━━ Collected material

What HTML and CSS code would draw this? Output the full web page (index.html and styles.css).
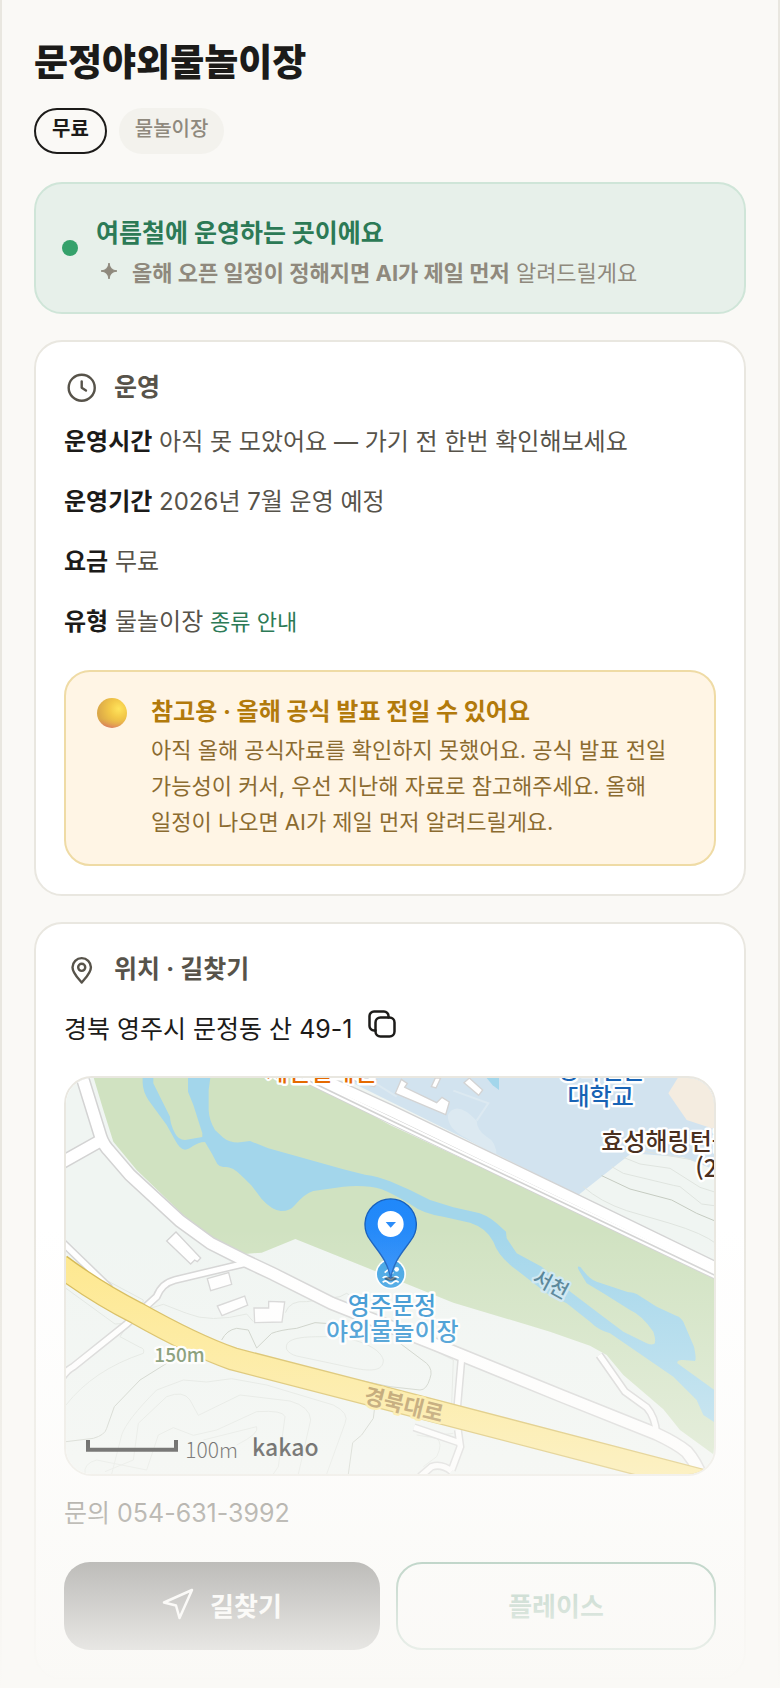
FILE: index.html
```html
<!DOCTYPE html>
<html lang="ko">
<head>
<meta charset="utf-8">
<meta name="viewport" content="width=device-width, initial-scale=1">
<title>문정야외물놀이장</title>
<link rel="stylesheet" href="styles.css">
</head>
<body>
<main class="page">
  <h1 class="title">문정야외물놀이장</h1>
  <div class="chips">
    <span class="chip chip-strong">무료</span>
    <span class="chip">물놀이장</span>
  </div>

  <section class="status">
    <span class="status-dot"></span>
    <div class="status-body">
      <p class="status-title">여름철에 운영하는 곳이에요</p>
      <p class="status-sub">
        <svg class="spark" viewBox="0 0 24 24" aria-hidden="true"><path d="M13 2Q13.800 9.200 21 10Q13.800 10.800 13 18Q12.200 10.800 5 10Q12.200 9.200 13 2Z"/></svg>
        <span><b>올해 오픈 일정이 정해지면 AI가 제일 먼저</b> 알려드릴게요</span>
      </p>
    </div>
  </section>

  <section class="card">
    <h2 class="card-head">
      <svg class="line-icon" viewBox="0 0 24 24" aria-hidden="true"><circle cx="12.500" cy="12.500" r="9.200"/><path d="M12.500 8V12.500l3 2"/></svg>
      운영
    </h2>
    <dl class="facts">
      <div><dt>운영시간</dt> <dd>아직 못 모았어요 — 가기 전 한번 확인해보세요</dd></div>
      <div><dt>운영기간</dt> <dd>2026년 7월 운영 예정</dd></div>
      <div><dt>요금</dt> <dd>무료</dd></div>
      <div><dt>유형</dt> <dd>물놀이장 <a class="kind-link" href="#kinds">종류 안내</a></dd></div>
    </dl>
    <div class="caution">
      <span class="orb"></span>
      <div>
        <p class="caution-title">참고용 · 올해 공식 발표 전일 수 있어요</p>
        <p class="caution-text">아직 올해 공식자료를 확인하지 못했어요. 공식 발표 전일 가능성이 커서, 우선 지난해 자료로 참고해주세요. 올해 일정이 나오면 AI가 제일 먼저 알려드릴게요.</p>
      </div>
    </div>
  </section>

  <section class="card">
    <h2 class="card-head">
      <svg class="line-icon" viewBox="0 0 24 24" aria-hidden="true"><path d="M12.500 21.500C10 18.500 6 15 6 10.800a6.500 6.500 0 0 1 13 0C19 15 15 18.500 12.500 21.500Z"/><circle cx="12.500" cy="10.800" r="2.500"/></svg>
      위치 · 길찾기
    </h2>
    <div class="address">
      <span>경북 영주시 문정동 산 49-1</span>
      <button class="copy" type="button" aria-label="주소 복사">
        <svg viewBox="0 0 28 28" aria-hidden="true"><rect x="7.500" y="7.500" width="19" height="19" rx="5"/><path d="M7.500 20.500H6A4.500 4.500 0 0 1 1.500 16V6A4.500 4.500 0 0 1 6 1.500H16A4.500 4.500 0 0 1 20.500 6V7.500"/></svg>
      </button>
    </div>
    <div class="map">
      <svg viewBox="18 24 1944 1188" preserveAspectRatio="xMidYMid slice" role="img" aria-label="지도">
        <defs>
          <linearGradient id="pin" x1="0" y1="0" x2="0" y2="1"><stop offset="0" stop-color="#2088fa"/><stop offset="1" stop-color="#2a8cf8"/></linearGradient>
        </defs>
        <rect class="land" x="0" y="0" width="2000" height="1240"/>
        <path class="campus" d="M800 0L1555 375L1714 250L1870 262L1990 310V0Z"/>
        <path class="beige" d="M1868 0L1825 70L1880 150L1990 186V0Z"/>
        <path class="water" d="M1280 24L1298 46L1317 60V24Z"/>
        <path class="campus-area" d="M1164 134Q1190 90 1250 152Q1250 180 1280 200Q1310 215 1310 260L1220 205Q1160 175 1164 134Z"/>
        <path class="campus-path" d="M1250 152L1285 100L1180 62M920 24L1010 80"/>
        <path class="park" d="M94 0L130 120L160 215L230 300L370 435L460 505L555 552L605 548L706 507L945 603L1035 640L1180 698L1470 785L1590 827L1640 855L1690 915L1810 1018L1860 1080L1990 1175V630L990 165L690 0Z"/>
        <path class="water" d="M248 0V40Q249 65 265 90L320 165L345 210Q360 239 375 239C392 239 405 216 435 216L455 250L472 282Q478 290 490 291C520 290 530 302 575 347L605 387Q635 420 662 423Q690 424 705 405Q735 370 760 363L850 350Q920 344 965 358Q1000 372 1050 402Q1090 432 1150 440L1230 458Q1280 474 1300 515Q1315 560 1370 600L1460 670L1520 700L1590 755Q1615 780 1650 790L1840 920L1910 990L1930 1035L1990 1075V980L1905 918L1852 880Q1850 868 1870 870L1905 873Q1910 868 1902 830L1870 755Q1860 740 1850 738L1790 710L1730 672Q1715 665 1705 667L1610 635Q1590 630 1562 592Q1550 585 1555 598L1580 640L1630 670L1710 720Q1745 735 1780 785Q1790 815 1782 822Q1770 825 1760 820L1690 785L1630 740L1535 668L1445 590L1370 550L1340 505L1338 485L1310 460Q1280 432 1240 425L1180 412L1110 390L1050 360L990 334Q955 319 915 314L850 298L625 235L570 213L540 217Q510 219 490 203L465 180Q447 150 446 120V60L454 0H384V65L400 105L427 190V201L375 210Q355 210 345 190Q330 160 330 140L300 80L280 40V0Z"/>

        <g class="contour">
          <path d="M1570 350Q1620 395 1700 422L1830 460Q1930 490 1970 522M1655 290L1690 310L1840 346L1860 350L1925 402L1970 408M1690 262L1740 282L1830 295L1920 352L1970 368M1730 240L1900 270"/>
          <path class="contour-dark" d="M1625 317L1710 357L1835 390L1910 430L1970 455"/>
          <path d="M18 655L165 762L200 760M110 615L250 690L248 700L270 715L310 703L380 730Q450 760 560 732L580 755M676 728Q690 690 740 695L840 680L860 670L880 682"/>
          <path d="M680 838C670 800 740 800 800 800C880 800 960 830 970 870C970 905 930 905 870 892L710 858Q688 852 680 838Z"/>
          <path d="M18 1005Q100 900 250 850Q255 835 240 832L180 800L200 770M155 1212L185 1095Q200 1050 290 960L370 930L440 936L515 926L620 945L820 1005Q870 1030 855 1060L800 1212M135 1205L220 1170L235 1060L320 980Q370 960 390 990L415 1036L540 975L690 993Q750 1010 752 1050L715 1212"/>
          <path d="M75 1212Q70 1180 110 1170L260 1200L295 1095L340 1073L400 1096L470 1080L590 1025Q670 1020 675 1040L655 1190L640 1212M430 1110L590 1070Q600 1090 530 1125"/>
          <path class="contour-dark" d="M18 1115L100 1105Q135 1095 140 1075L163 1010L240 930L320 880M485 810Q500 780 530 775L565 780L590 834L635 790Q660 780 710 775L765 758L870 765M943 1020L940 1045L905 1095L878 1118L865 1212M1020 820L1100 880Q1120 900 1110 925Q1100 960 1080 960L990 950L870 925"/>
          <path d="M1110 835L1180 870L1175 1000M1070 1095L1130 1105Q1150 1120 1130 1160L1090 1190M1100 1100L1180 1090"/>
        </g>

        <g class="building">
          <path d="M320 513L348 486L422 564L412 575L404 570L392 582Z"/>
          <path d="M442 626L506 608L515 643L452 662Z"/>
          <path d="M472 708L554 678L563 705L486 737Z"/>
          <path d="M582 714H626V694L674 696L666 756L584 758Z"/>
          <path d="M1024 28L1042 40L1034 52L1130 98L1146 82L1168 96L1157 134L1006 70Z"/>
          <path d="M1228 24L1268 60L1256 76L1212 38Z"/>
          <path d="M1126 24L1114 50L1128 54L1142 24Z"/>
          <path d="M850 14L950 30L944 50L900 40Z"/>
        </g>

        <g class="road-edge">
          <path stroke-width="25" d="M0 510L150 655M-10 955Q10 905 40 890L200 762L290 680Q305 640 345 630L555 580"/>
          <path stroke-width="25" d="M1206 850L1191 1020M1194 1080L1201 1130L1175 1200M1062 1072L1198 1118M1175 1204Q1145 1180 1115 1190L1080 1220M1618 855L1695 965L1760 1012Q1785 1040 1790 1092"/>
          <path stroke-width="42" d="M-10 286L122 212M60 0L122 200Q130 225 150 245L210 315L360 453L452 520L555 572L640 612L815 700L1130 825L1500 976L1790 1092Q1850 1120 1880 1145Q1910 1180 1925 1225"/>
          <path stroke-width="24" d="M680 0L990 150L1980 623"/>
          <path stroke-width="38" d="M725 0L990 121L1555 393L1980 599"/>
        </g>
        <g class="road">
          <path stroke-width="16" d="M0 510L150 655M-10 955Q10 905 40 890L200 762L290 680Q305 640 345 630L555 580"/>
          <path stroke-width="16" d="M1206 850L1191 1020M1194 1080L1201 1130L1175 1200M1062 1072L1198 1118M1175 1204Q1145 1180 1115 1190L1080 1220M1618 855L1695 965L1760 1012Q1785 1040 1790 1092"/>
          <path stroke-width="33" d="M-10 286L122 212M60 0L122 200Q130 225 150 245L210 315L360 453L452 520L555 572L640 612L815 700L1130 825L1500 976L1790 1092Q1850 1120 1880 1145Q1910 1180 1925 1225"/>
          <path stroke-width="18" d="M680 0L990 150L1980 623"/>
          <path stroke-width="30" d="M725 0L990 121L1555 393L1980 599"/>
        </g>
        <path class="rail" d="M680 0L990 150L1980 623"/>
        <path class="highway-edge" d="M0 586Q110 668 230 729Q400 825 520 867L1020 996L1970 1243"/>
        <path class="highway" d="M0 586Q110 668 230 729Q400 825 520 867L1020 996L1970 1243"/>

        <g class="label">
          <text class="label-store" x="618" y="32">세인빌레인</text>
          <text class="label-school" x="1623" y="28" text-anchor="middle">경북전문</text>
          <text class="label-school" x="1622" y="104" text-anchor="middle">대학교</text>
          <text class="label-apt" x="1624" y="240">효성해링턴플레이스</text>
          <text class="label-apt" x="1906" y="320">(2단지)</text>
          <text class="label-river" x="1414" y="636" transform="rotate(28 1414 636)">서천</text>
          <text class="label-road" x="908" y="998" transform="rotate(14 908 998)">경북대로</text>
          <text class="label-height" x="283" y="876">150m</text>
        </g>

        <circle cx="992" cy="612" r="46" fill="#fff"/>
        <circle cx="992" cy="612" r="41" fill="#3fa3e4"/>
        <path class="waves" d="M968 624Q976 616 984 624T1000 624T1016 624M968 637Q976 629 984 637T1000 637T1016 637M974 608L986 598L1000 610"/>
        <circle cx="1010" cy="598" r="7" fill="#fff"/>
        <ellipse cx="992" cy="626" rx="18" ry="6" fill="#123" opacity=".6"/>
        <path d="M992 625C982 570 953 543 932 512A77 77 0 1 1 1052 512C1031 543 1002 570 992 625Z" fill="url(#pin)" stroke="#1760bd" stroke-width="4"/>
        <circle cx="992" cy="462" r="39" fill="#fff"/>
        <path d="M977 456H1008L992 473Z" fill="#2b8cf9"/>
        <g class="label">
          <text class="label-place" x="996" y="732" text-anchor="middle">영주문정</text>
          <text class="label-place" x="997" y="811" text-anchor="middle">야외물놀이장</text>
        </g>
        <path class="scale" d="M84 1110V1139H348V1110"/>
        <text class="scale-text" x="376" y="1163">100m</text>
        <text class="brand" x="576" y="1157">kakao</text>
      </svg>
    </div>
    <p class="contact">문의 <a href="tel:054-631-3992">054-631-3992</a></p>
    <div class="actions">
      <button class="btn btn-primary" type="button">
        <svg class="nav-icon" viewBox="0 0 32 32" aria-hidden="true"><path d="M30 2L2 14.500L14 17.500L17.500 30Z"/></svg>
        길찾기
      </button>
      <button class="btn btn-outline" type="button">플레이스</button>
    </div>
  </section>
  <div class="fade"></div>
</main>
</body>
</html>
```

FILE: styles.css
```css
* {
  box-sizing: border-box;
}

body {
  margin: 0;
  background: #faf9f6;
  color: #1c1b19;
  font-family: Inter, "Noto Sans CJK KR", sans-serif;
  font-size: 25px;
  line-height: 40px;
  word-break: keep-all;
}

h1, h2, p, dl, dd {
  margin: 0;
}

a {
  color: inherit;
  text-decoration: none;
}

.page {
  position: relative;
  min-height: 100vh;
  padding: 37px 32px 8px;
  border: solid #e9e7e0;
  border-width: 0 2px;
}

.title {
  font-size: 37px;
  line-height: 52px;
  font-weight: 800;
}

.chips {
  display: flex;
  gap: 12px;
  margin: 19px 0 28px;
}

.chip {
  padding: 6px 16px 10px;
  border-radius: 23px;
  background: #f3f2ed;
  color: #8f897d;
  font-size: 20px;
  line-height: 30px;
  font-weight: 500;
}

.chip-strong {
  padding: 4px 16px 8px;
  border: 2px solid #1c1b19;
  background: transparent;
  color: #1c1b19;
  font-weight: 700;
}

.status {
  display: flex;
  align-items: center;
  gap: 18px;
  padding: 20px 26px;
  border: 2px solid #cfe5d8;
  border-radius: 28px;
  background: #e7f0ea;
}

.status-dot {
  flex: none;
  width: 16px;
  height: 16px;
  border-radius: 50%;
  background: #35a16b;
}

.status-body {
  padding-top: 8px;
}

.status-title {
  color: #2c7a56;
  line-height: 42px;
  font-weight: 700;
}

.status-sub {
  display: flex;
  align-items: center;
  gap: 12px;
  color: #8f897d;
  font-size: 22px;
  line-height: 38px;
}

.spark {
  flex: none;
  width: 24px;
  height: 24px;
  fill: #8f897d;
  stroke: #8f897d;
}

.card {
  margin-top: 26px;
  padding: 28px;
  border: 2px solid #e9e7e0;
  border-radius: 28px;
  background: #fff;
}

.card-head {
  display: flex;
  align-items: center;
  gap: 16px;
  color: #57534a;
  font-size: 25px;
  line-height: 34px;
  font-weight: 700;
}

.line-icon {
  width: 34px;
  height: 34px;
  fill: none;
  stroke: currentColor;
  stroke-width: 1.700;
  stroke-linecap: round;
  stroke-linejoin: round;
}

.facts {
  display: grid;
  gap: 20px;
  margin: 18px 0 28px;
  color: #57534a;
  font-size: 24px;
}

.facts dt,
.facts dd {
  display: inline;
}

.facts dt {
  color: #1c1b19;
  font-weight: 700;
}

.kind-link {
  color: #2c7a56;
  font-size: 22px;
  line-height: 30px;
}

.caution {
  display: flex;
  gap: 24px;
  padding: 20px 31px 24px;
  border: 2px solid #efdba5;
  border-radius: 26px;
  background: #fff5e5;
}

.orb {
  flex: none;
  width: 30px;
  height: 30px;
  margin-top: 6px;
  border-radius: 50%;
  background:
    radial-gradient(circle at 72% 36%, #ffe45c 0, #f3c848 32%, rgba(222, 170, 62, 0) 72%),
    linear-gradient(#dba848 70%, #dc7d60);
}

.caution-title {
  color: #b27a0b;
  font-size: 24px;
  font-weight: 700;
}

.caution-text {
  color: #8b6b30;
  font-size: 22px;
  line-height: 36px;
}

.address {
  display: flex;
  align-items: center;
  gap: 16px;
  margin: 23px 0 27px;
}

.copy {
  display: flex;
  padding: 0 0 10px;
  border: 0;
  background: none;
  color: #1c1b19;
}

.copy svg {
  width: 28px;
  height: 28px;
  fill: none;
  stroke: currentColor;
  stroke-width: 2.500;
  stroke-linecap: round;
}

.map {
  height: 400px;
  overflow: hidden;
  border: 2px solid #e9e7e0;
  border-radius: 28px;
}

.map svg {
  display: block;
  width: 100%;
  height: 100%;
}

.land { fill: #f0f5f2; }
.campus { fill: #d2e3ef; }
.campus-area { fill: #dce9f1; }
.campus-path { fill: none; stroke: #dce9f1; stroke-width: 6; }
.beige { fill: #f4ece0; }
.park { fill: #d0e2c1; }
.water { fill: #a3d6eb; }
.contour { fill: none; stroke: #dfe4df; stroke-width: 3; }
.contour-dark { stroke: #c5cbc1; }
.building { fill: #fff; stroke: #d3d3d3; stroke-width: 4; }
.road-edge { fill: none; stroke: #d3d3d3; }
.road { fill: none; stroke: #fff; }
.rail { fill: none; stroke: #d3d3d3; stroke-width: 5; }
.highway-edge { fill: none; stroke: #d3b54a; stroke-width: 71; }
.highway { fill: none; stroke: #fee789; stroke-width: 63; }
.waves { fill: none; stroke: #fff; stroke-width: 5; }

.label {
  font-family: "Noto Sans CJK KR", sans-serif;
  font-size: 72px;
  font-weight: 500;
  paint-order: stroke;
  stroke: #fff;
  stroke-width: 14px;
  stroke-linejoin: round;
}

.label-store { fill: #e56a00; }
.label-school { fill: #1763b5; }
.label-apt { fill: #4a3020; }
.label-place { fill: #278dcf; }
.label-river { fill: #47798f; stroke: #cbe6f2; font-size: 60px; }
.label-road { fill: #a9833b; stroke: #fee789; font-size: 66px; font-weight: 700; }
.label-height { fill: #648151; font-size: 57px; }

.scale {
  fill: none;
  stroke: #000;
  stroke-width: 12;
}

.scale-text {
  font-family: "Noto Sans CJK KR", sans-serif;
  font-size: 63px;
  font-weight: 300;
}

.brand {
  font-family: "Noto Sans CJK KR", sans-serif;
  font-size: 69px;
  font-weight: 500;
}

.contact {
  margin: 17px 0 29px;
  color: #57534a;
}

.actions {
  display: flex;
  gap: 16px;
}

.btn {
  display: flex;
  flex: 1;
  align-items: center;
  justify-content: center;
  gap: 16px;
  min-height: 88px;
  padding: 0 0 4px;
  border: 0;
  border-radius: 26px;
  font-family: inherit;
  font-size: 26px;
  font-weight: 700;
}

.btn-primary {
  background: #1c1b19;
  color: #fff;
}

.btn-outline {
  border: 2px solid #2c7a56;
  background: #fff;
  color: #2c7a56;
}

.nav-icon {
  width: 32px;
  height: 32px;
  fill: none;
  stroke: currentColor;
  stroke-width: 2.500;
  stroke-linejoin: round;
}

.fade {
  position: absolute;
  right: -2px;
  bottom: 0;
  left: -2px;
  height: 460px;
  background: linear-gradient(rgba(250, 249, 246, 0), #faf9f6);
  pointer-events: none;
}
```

━━━━

**Stated problem**
Only a number is wanted: how many lines of the material above hold "index"?

**Complete answer**
2